Solo, en un desierto, en silencio. Apenas se oye una brisa lejana, quizá un zumbido, quizá la nada. Dentro, en el corazón herido, nace un profundo deseo de dolor, de cambio, de esperanza.
Quedan atrás errores, faltas, pecados. Queda dentro un crujir de nervios, una pena profunda, un deseo de borrar lo que ya es historia y se ríe de uno mismo. El amigo traicionado, el esposo engañado, la esposa abandonada, el hijo olvidado, el padre o la madre, el abuelo o la abuela despreciados: cada pecado deja huellas profundas que querríamos no haber pisado. Quien ha sido ofendido siente, en su corazón de amigo, padre o hermano, nuestro desprecio, nuestra traición, nuestro olvido indiferente.

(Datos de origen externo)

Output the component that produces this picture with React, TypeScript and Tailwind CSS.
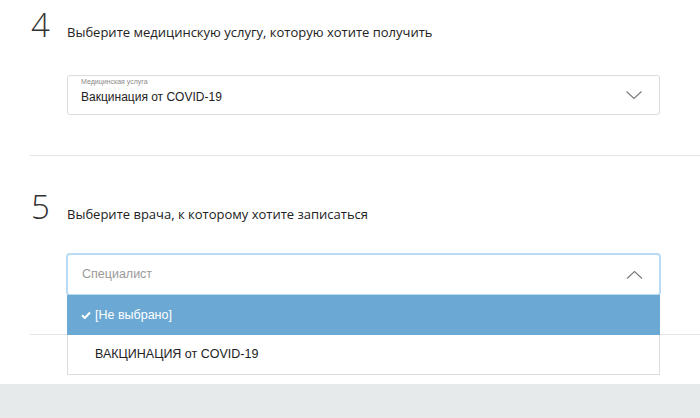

Quisiéramos no haber pasado la puerta del pecado. Quisiéramos no haber clavado el puñal de la calumnia. Quisiéramos no haber cedido a un momento de lujuria o de venganza.
Pero ya es tarde. El Tentador, el padre de la noche, nos susurra, como eco vil de un embaucador de ingenuos, que ya no hay nada que hacer, que todo está perdido, que él es más fuerte que el Dios bueno.
Hay arrepentimientos tristes como tardes de tornados o de incendios. Pero hay otros que son como un faro en la playa, como un presagio de que algo dentro está cambiando.
Con el corazón deshecho, con el peso del pecado, con la pena del tesoro ya perdido, el náufrago encuentra, en el mar de sus tormentos, una tabla, un brazo alto y recio, un corazón amigo, una voz que lo invita a nuevos cielos.
Si el pecado ha dejado su tatuaje de muerte y de amargura, la misericordia extiende, en silencio, el bálsamo de la paz y del consuelo. Sólo Dios puede aliviar un corazón que no ha amado. Sólo Dios puede elevar a quien se ahoga en las ciénagas del abismo.
Y vino Dios, y habló, y expulsó demonios. Y llamó amigo a quien tres veces le negara. Y gritó en la cruz a los verdugos inclementes: “Padre, perdónalos”. Y llamó por su nombre a la Magdalena rescatada y al Tomás de los incrédulos.
Así se rompe la noche del pecado. Así comienza la luz de un nuevo cielo. Así la flor se alza entre el estiércol, y el desierto se convierte en un vergel de incienso.
Entonces el pecador, caído y solo, alza los ojos hacia la cruz de la esperanza. Desde ella, sólo desde ella, el dolor arrepentido es tabla cierta de nuevos mares, donde ya no pueda vencer nunca el pecado, porque vivimos amarrados a la fuente de la Vida, la cruz de Cristo. Así cruzamos, con la Iglesia de la Pascua, la puerta del perdón y del consuelo, la puerta del amor y de la vida.